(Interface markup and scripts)
• • •

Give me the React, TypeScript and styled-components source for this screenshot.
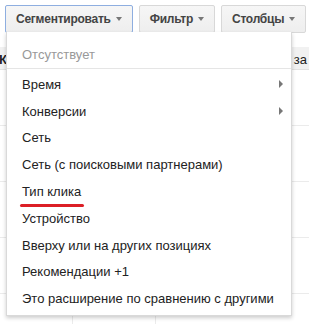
import React from "react";
import styled, { createGlobalStyle } from "styled-components";

const GlobalStyle = createGlobalStyle`
    html, body {
        margin: 0;
        padding: 0;
        background: #fff;
        font-family: Arial, "Liberation Sans", sans-serif;
    }
`;

const items = [
    { label: "Время", sub: true },
    { label: "Конверсии", sub: true },
    { label: "Сеть" },
    { label: "Сеть (с поисковыми партнерами)" },
    { label: "Тип клика", marked: true },
    { label: "Устройство" },
    { label: "Вверху или на других позициях" },
    { label: "Рекомендации +1" },
    { label: "Это расширение по сравнению с другими" },
];

const App = () => {
    return (
        <Page>
            <GlobalStyle />
            <Toolbar>
                <ToolButton $active>
                    Сегментировать <Caret />
                </ToolButton>
                <ToolButton>
                    Фильтр <Caret />
                </ToolButton>
                <ToolButton>
                    Столбцы <Caret />
                </ToolButton>
            </Toolbar>
            <Table>
                <HeaderRow>
                    <span>К</span>
                    <span>а за</span>
                </HeaderRow>
                <Row />
                <Row />
                <Row />
                <Row />
                <LastRow>
                    <ColLine />
                    <ColLine />
                </LastRow>
            </Table>
            <Menu>
                <EmptyItem>Отсутствует</EmptyItem>
                <Divider />
                {items.map((item) => (
                    <MenuItem key={item.label}>
                        <ItemLabel $marked={item.marked}>{item.label}</ItemLabel>
                        {item.sub && <SubArrow />}
                    </MenuItem>
                ))}
            </Menu>
        </Page>
    );
};

const Page = styled.div`
    position: relative;
    width: 309px;
    height: 324px;
    overflow: hidden;
`;

const Toolbar = styled.div`
    display: flex;
    gap: 5px;
    padding: 5px 0 0 5px;
`;

const ToolButton = styled.div<{ $active?: boolean }>`
    display: flex;
    align-items: center;
    gap: 5px;
    height: 26px;
    padding: 0 10px;
    border: 1px solid ${(p) => (p.$active ? "#8eaee0" : "#d8d8d8")};
    border-radius: 2px;
    background: linear-gradient(#f6f6f6, #eeeeee);
    font-size: 12px;
    font-weight: bold;
    letter-spacing: -0.25px;
    color: #444;
    white-space: nowrap;

    & + & {
        margin-left: 1px;
    }
`;

const Caret = styled.span`
    width: 0;
    height: 0;
    border-left: 3.5px solid transparent;
    border-right: 3.5px solid transparent;
    border-top: 4px solid #777;
`;

const Table = styled.div`
    margin-top: 14px;
    display: flex;
    flex-direction: column;
`;

const HeaderRow = styled.div`
    display: flex;
    justify-content: space-between;
    align-items: center;
    height: 20px;
    padding-top: 2px;
    background: #f1f1f1;
    border-bottom: 1px solid #e2e2e2;
    font-size: 13px;
    color: #222;

    span:first-child {
        margin-left: -1px;
        font-weight: bold;
    }
    span:last-child {
        margin-right: 2px;
    }
`;

const Row = styled.div`
    height: 55px;
    border-bottom: 1px solid #ebebeb;
`;

const LastRow = styled.div`
    display: flex;
    gap: 82px;
    padding-left: 72px;
    height: 40px;
`;

const ColLine = styled.div`
    width: 1px;
    background: #ebebeb;
`;

const Menu = styled.div`
    position: absolute;
    left: 6px;
    top: 32px;
    width: 284px;
    padding: 9px 0 0;
    height: 268px;
    padding-bottom: 6px;
    background: #fff;
    border: 1px solid rgba(0, 0, 0, 0.15);
    border-top: none;
    box-shadow: 0 2px 4px rgba(0, 0, 0, 0.2);
    font-size: 13px;
`;

const EmptyItem = styled.div`
    height: 27px;
    line-height: 27px;
    padding-left: 15px;
    color: #999;
`;

const Divider = styled.div`
    height: 1px;
    margin: 0 0 2px;
    background: #e5e5e5;
`;

const MenuItem = styled.div`
    display: flex;
    align-items: center;
    justify-content: space-between;
    height: 26.8px;
    padding: 0 8px 0 15px;
    color: #222;
`;

const ItemLabel = styled.span<{ $marked?: boolean }>`
    position: relative;
    white-space: nowrap;

    &::after {
        content: "";
        display: ${(p) => (p.$marked ? "block" : "none")};
        position: absolute;
        left: -2px;
        right: -3px;
        bottom: -8px;
        height: 3px;
        border-radius: 2px;
        background: #dc1f26;
    }
`;

const SubArrow = styled.span`
    width: 0;
    height: 0;
    border-top: 4px solid transparent;
    border-bottom: 4px solid transparent;
    border-left: 4px solid #777;
`;

export default App;
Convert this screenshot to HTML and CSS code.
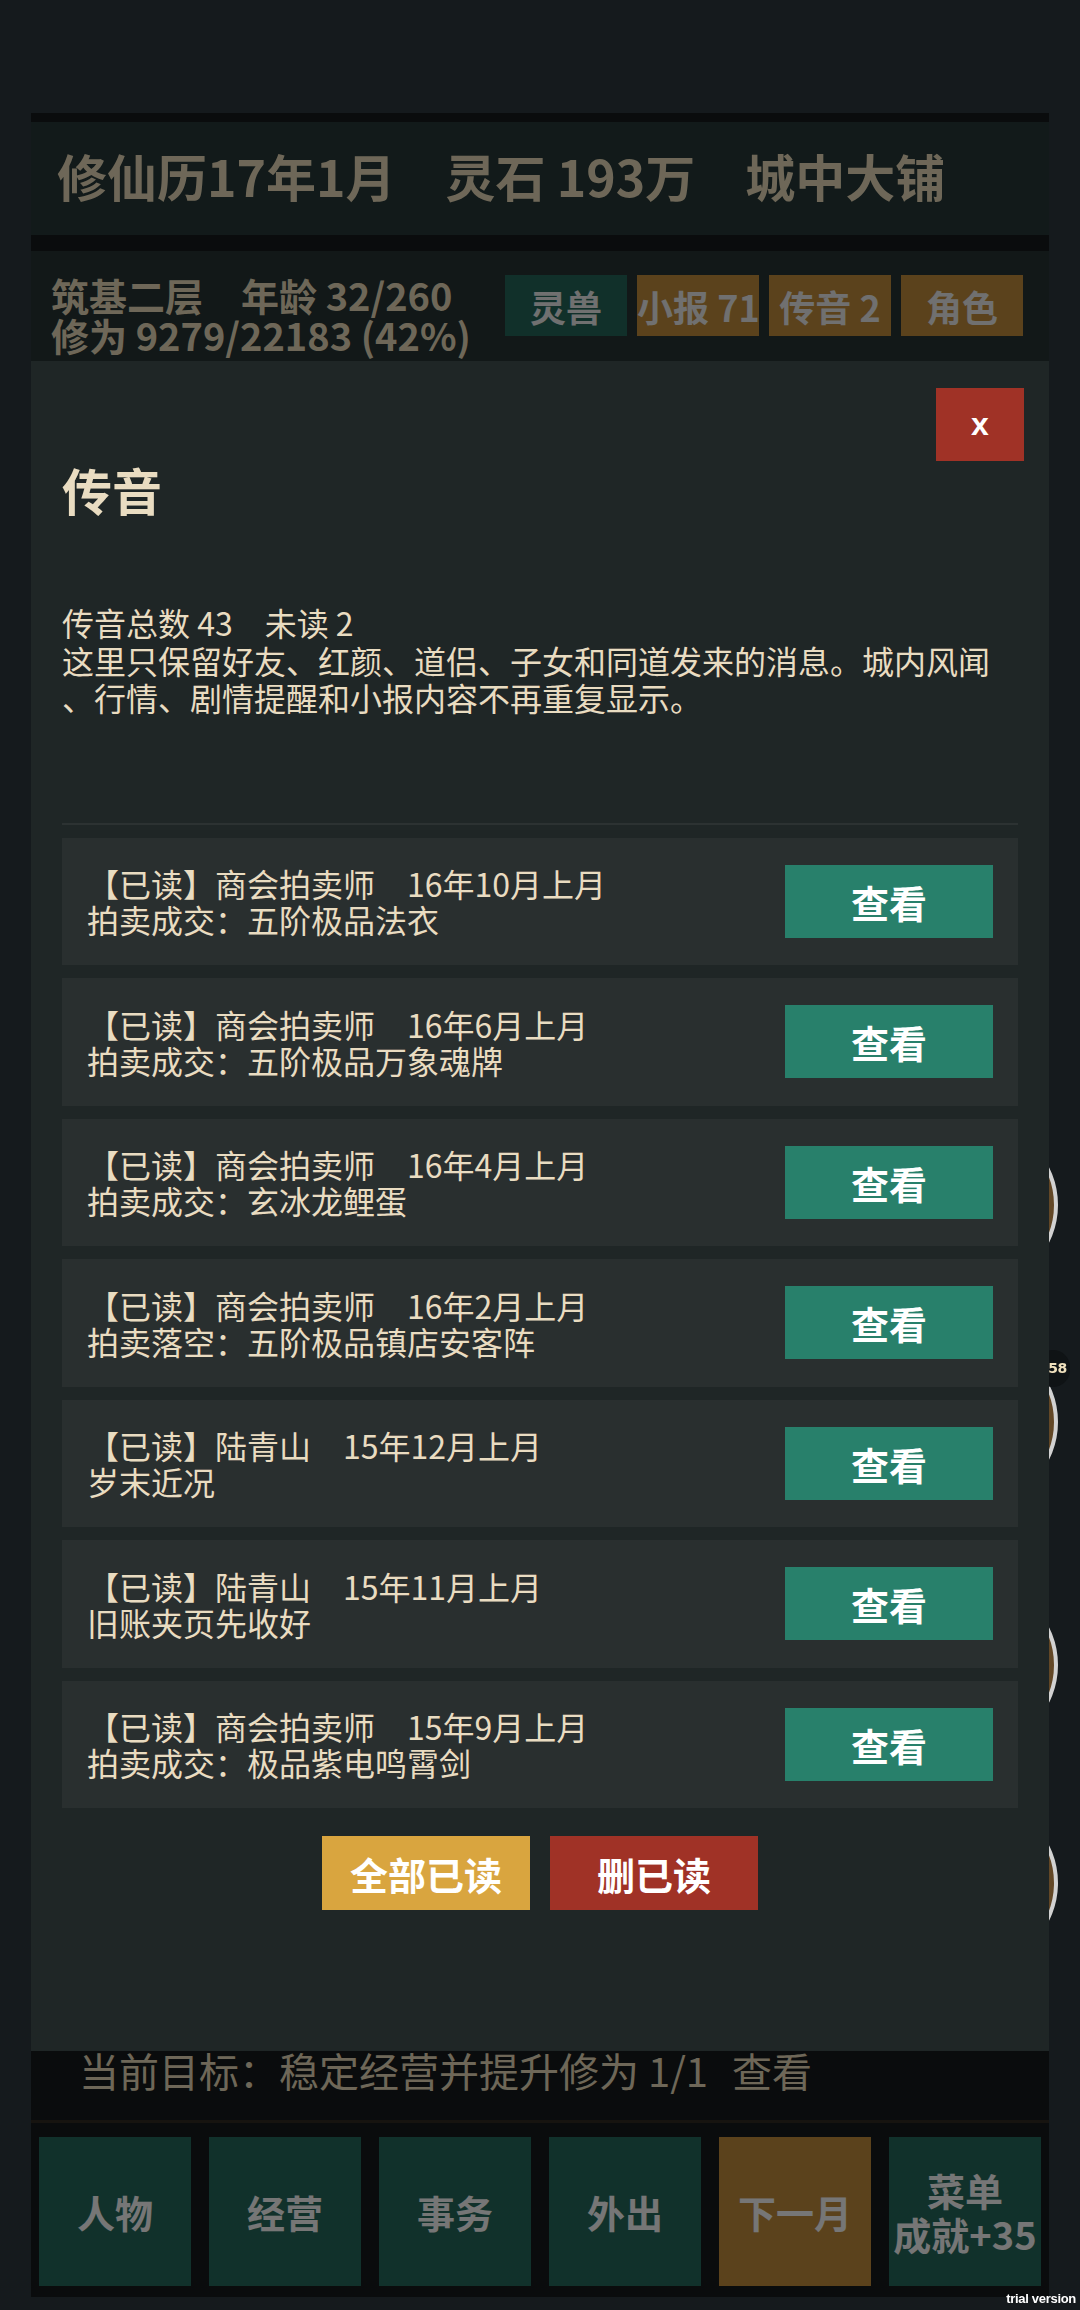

• • •

## [THE PROBLEM]
The records above are to be restated exactly, without their pictures.

## [SOLUTION BELOW]
Give me the React, TypeScript and styled-components source for this screenshot.
import React from "react";
import styled, { createGlobalStyle } from "styled-components";

const GlobalStyle = createGlobalStyle`
    html, body {
        margin: 0;
        padding: 0;
        background: #fff;
        font-family: Arial, "Liberation Sans", sans-serif;
    }
`;

const items = [
    { label: "Время", sub: true },
    { label: "Конверсии", sub: true },
    { label: "Сеть" },
    { label: "Сеть (с поисковыми партнерами)" },
    { label: "Тип клика", marked: true },
    { label: "Устройство" },
    { label: "Вверху или на других позициях" },
    { label: "Рекомендации +1" },
    { label: "Это расширение по сравнению с другими" },
];

const App = () => {
    return (
        <Page>
            <GlobalStyle />
            <Toolbar>
                <ToolButton $active>
                    Сегментировать <Caret />
                </ToolButton>
                <ToolButton>
                    Фильтр <Caret />
                </ToolButton>
                <ToolButton>
                    Столбцы <Caret />
                </ToolButton>
            </Toolbar>
            <Table>
                <HeaderRow>
                    <span>К</span>
                    <span>а за</span>
                </HeaderRow>
                <Row />
                <Row />
                <Row />
                <Row />
                <LastRow>
                    <ColLine />
                    <ColLine />
                </LastRow>
            </Table>
            <Menu>
                <EmptyItem>Отсутствует</EmptyItem>
                <Divider />
                {items.map((item) => (
                    <MenuItem key={item.label}>
                        <ItemLabel $marked={item.marked}>{item.label}</ItemLabel>
                        {item.sub && <SubArrow />}
                    </MenuItem>
                ))}
            </Menu>
        </Page>
    );
};

const Page = styled.div`
    position: relative;
    width: 309px;
    height: 324px;
    overflow: hidden;
`;

const Toolbar = styled.div`
    display: flex;
    gap: 5px;
    padding: 5px 0 0 5px;
`;

const ToolButton = styled.div<{ $active?: boolean }>`
    display: flex;
    align-items: center;
    gap: 5px;
    height: 26px;
    padding: 0 10px;
    border: 1px solid ${(p) => (p.$active ? "#8eaee0" : "#d8d8d8")};
    border-radius: 2px;
    background: linear-gradient(#f6f6f6, #eeeeee);
    font-size: 12px;
    font-weight: bold;
    letter-spacing: -0.25px;
    color: #444;
    white-space: nowrap;

    & + & {
        margin-left: 1px;
    }
`;

const Caret = styled.span`
    width: 0;
    height: 0;
    border-left: 3.5px solid transparent;
    border-right: 3.5px solid transparent;
    border-top: 4px solid #777;
`;

const Table = styled.div`
    margin-top: 14px;
    display: flex;
    flex-direction: column;
`;

const HeaderRow = styled.div`
    display: flex;
    justify-content: space-between;
    align-items: center;
    height: 20px;
    padding-top: 2px;
    background: #f1f1f1;
    border-bottom: 1px solid #e2e2e2;
    font-size: 13px;
    color: #222;

    span:first-child {
        margin-left: -1px;
        font-weight: bold;
    }
    span:last-child {
        margin-right: 2px;
    }
`;

const Row = styled.div`
    height: 55px;
    border-bottom: 1px solid #ebebeb;
`;

const LastRow = styled.div`
    display: flex;
    gap: 82px;
    padding-left: 72px;
    height: 40px;
`;

const ColLine = styled.div`
    width: 1px;
    background: #ebebeb;
`;

const Menu = styled.div`
    position: absolute;
    left: 6px;
    top: 32px;
    width: 284px;
    padding: 9px 0 0;
    height: 268px;
    padding-bottom: 6px;
    background: #fff;
    border: 1px solid rgba(0, 0, 0, 0.15);
    border-top: none;
    box-shadow: 0 2px 4px rgba(0, 0, 0, 0.2);
    font-size: 13px;
`;

const EmptyItem = styled.div`
    height: 27px;
    line-height: 27px;
    padding-left: 15px;
    color: #999;
`;

const Divider = styled.div`
    height: 1px;
    margin: 0 0 2px;
    background: #e5e5e5;
`;

const MenuItem = styled.div`
    display: flex;
    align-items: center;
    justify-content: space-between;
    height: 26.8px;
    padding: 0 8px 0 15px;
    color: #222;
`;

const ItemLabel = styled.span<{ $marked?: boolean }>`
    position: relative;
    white-space: nowrap;

    &::after {
        content: "";
        display: ${(p) => (p.$marked ? "block" : "none")};
        position: absolute;
        left: -2px;
        right: -3px;
        bottom: -8px;
        height: 3px;
        border-radius: 2px;
        background: #dc1f26;
    }
`;

const SubArrow = styled.span`
    width: 0;
    height: 0;
    border-top: 4px solid transparent;
    border-bottom: 4px solid transparent;
    border-left: 4px solid #777;
`;

export default App;
Convert this screenshot to HTML and CSS code.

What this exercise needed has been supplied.